Dr. Terry Jones is the founder of Jon Software, based in Barcelona. The company’s business is advanced information software. He e-mailed what follows in response to my “Two Threads” post from earlier this morning. It’s smart and worth reading:
Dear John —
There's nothing to object to in those posts - unlike many (almost all) things that are being written. One assumption in the Specht analysis is that people's behavior will be unchanged over time, which does not correspond to what actually happens. By this I mean that the rate of infections can/will drop dramatically as people get serious about isolation. The recent confirmed case counts in China are an example - when you have no one on the streets, at schools, traveling, etc., the numbers go way down, but that doesn't mean the potential of the outbreak has changed (it has an important impact on peak medical demand, as mentioned in the article). So it's not realistic to project into the future as though behavior will be unchanged. This is similar to people's reaction to hearing an R0 number: R0 is defined in terms of how many infections on average could be expected to take place if an infected person went into a totally naive population. The problem of course is that the population is not naive for very long, so the dynamics (and hence infection numbers) change over time. The R0 number is just part of very simplistic (broad-brush) epidemiological modeling. There are many other factors that have huge impact on infected numbers over time (as mentioned above). So while a simplistic doubling analysis will still result in some sort of exponential growth even if its basic parameters are off (as Specht says), if the overall behavior of the population radically changes, an exponential model can be exponentially wrong :-) Some comment could be made about what happens to the virus in the meantime as we try to slow its spread. No one knows the answer to that, only that there are definite (i.e., I mean very specific genetic ways) in which the virus might be able to become worse from the human POV (lab testing, in progress, is needed to assess some of these possibilities - but it's too early to know the possibilities, and they may not be knowable given finite time/resources and what can actually be done in models in the lab). It could also attenuate.
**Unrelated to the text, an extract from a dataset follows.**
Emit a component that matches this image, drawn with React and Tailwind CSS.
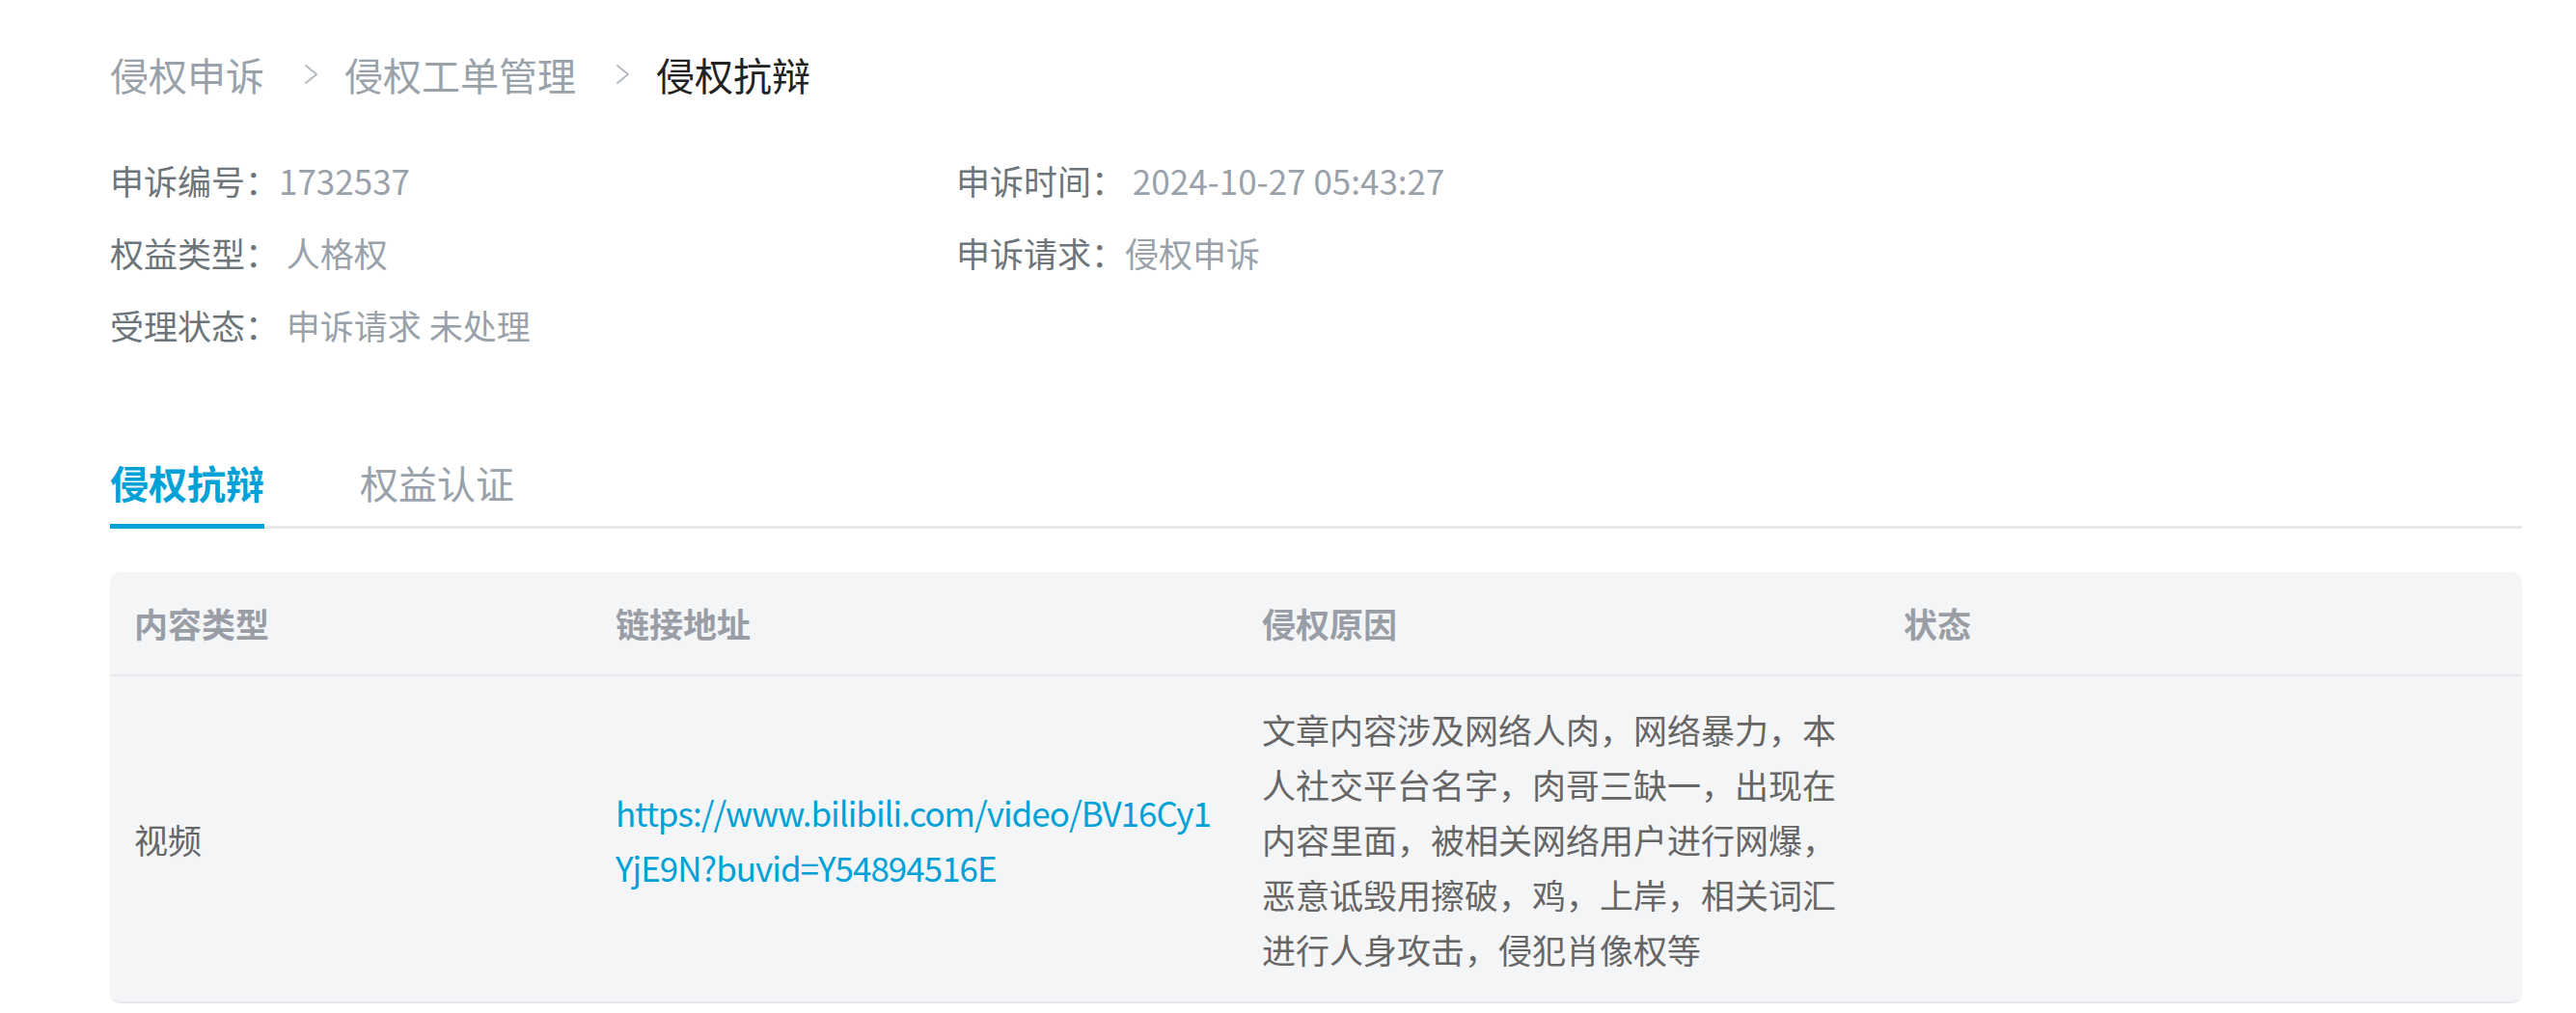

The social aspects of the posts are something that is very often overlooked, so it's good they're mentioned. Although there are very clear differences between SARS-CoV-2 and the 1918 influenza as a virus, there might be quite similar social and economic fallout. I wrote a few comments about this back in the 2009 pandemic: http://blogs.fluidinfo.com/terry/2009/04/30/ok-its-a-pandemic-now-what/.
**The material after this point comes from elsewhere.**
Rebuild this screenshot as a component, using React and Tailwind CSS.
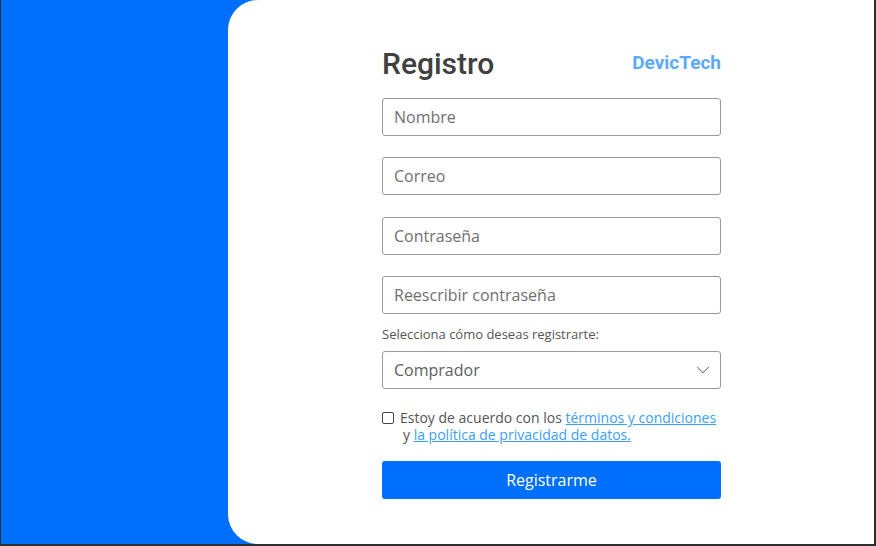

That side of things is hugely overlooked, IMO, including by (some) people who do pandemic preparedness planning who haven't even read the obvious books (I mention a couple of them in that post, and there's also the recent Pale Rider by Laura Spinney). There's lots of chatter online about doubling and growth rates. For light math entertainment, it's possible to instantly calculate that the Specht doubling period of 6 days corresponds to a daily interest/growth rate of 12% using the very simple and also accurate Rule of 72 estimate. I wrote about it at http://blogs.fluidinfo.com/terry/2011/06/20/back-of-the-envelope-calculations-with-the-rule-of-72/ Nothing can double every 6 days for very long.
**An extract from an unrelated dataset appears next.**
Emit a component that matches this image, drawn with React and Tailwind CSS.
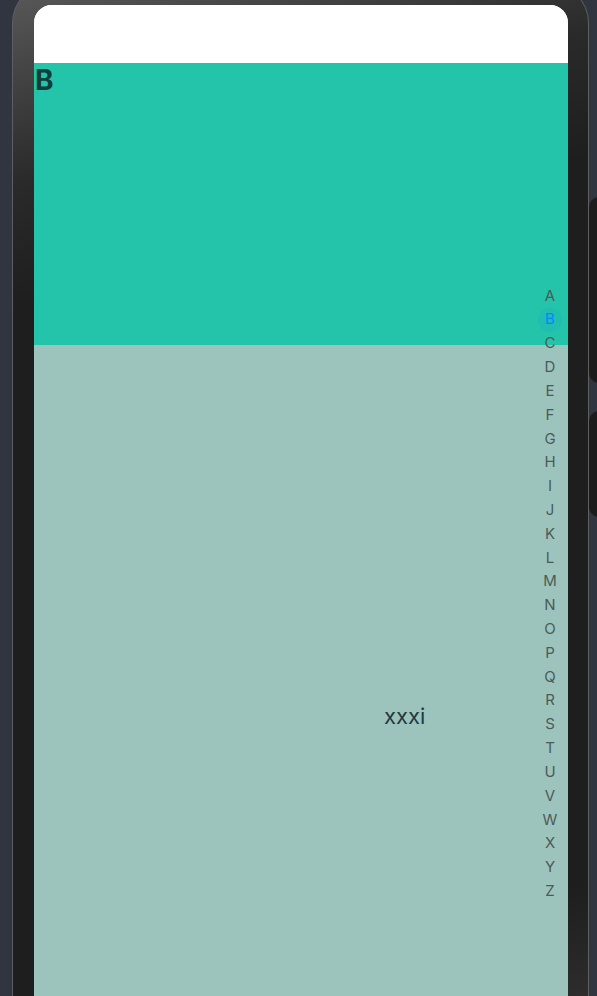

There are various things that could be said about this particular virus, but I don't want to go there. I would only trust specific things written/said about this virus coming from actual coronavirus researchers who have worked in the lab (and I mean before this current virus - i.e., on SARS or MERS or one of the other human coronaviruses), not virologists in general, not people who only do bioinformatics, etc. Suddenly there are coronavirus experts everywhere. Suffice to say, there is a ton of wholly inaccurate and too-speculative stuff out there. And some truly shocking, hypocritical, opportunistic and even (IMO) criminally negligent behavior, including (unfortunately) in the academic world. Some of it is off-the-charts ugly.